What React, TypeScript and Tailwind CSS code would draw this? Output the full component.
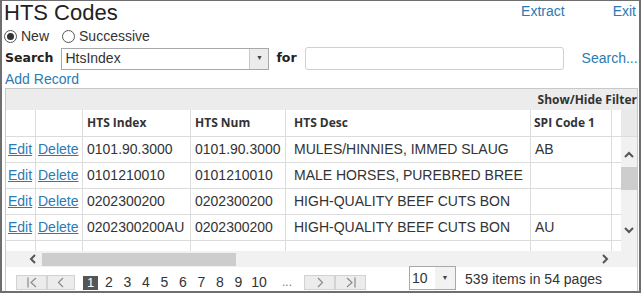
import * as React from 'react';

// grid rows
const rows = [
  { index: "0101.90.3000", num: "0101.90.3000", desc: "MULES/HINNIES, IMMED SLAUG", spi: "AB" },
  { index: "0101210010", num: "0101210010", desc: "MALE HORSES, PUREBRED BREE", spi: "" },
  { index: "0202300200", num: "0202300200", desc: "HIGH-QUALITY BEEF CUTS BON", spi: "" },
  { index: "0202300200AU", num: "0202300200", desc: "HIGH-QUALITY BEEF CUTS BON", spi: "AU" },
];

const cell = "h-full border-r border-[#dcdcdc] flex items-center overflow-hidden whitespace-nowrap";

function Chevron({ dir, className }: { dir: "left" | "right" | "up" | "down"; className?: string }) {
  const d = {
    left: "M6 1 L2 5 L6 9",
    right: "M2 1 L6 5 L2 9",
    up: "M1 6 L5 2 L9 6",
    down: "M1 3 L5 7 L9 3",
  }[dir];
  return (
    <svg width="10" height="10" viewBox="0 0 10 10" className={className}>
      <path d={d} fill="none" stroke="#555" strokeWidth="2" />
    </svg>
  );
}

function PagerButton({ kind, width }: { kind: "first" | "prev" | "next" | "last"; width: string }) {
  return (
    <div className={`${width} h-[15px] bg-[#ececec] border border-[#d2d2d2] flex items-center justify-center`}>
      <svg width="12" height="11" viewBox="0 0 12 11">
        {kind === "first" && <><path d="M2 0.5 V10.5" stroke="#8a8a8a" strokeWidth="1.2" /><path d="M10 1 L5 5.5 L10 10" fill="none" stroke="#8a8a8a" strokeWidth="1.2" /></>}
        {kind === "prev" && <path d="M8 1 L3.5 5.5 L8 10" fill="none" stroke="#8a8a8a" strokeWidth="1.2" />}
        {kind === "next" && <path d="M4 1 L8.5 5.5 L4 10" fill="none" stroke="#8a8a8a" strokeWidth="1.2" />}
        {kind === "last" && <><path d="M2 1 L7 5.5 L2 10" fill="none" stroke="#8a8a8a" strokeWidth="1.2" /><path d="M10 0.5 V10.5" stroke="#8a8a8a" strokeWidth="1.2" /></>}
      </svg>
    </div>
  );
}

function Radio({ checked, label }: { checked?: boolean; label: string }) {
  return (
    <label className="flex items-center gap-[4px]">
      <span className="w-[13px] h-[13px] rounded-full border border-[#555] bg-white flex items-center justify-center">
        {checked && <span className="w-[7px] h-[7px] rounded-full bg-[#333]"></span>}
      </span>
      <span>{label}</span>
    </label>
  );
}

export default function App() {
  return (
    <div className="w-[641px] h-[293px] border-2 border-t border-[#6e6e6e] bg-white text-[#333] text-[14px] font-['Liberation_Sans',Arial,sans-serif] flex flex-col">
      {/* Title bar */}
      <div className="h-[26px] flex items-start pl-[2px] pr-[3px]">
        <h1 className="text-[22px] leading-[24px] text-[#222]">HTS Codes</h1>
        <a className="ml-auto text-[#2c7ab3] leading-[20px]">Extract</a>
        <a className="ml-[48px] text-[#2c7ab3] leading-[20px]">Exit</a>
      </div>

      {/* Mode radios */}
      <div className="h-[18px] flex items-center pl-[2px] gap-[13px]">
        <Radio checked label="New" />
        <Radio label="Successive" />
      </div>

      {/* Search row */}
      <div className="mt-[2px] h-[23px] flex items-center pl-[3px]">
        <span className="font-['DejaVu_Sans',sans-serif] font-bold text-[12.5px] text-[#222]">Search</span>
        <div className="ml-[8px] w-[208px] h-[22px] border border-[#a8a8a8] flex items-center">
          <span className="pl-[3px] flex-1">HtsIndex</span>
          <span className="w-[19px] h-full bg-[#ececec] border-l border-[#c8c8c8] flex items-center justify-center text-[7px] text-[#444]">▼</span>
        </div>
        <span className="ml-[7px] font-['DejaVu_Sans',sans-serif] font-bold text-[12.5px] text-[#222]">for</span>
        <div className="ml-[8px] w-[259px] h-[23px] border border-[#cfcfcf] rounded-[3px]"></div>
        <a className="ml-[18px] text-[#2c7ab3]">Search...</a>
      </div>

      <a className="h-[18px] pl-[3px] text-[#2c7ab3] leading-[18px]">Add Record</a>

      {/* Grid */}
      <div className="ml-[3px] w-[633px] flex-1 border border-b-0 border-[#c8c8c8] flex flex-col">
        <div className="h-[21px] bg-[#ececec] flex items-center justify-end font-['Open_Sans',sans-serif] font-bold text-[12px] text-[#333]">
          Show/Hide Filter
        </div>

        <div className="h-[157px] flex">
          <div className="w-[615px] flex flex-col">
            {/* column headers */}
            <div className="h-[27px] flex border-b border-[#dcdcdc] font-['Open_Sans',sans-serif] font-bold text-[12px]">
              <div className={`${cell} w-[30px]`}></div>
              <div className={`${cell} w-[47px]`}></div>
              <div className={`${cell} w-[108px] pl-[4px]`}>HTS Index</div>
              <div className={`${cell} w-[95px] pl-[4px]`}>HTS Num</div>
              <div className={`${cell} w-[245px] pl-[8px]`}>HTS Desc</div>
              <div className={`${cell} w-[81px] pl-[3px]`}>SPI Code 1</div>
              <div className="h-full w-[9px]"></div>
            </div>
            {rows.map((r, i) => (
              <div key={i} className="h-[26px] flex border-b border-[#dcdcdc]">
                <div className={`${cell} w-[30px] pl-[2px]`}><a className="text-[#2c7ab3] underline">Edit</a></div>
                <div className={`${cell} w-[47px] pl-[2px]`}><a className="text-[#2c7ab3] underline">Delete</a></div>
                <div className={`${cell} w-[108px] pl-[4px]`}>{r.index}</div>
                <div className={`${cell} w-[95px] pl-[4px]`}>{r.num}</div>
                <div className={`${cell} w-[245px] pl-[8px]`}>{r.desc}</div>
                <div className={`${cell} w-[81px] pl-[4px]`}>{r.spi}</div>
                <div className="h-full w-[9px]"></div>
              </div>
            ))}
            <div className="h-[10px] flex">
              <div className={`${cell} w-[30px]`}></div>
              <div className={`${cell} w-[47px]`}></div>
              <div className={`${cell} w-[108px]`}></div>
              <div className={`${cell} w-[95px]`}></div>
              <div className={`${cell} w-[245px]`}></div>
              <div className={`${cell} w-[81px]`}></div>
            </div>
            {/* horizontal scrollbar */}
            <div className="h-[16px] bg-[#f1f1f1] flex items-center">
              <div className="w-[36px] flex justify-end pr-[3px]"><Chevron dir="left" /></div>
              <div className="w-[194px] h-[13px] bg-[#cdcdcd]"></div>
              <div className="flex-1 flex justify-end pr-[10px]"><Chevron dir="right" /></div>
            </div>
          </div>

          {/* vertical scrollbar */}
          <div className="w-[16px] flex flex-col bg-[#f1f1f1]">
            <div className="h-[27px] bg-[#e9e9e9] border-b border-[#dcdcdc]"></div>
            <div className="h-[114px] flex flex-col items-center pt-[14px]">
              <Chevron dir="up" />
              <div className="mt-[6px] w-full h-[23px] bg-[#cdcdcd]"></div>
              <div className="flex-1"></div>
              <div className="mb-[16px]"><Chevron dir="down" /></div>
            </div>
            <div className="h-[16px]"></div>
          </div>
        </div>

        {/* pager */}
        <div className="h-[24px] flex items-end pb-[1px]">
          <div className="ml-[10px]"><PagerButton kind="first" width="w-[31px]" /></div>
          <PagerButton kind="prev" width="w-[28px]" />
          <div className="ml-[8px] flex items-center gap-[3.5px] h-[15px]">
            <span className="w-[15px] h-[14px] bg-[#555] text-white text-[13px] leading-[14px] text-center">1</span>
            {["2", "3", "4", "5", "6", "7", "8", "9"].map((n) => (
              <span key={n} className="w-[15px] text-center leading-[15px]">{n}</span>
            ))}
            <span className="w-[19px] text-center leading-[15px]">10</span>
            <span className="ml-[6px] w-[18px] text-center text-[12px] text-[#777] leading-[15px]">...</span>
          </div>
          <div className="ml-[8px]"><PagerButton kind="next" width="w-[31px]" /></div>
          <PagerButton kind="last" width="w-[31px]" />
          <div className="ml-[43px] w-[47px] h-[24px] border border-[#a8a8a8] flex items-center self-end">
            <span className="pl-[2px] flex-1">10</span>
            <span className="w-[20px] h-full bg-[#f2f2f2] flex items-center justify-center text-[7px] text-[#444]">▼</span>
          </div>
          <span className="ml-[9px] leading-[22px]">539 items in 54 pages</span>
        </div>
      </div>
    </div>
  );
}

--

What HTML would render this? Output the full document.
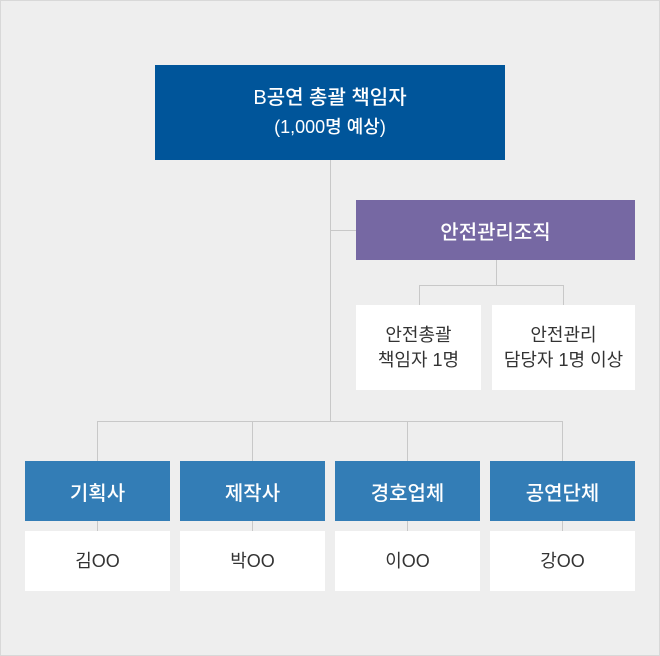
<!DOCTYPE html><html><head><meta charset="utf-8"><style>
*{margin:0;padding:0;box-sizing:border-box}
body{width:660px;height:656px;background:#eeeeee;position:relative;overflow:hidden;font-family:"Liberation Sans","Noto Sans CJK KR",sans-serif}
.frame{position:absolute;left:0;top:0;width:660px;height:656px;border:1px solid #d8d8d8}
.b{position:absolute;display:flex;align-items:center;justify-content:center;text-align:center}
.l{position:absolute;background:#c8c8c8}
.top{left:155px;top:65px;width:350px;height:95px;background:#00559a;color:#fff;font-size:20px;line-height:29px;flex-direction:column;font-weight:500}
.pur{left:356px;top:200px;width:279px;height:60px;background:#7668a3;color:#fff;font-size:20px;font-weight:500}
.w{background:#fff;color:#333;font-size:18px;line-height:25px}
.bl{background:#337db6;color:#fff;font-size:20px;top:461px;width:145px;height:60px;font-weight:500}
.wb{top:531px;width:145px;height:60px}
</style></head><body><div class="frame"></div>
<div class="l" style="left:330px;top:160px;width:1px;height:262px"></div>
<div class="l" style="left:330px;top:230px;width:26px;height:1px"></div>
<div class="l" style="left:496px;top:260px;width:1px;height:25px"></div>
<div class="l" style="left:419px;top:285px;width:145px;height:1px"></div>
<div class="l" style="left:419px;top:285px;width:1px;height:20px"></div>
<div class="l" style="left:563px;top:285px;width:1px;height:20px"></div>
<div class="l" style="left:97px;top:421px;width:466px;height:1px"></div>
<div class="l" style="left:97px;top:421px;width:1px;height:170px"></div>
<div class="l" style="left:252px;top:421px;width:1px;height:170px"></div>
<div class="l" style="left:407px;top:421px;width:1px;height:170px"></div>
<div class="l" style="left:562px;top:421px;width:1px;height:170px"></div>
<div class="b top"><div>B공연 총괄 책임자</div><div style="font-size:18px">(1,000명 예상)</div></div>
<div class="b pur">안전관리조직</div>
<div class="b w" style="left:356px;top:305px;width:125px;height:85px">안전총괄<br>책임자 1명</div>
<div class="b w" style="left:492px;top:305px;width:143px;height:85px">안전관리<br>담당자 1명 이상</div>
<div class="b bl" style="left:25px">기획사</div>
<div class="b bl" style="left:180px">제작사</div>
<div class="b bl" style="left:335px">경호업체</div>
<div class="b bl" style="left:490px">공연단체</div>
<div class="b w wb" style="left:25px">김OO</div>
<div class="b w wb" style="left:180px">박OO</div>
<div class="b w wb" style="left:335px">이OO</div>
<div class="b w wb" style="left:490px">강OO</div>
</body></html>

---

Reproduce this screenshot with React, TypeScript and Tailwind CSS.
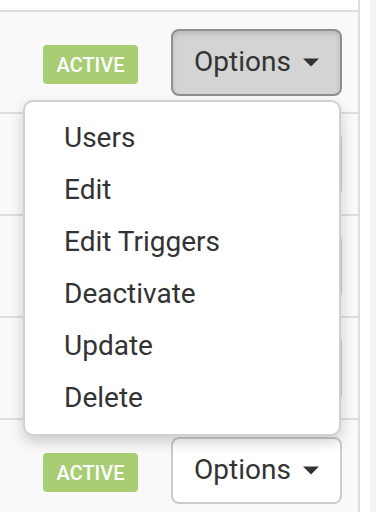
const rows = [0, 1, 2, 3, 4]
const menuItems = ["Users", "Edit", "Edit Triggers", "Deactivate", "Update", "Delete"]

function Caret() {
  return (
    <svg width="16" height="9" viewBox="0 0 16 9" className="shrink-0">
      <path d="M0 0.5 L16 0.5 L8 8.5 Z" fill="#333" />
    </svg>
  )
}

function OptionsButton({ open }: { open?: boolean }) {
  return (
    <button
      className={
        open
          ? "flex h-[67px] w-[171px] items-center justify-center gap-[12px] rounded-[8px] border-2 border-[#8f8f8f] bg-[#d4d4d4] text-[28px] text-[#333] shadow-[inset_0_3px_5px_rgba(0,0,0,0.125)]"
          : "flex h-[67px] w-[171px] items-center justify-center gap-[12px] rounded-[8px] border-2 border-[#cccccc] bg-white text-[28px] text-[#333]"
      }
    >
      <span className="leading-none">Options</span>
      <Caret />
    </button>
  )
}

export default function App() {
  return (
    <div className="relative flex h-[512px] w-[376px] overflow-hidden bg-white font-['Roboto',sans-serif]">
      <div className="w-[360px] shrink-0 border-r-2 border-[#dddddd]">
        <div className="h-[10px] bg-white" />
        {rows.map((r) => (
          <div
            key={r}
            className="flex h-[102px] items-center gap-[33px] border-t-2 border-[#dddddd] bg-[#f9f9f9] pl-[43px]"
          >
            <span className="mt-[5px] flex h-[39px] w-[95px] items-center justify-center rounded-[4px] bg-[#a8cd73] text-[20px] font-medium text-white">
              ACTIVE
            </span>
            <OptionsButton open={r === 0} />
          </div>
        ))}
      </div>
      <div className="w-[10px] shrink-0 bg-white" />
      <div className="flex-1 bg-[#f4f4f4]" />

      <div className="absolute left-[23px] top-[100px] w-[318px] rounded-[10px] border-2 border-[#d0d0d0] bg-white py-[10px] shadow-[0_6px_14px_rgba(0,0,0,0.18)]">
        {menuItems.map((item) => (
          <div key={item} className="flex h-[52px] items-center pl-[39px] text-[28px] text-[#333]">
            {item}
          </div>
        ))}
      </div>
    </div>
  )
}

■ **Exercise description**
Reproduce the data above exactly, but only the lines from the one showing "What React, TypeScript" through the one showing "import * as React from 'react';", with both ends kept and the pictures left out.

■ **Exercise result**
What React, TypeScript and Tailwind CSS code would draw this? Output the full component.
import * as React from 'react';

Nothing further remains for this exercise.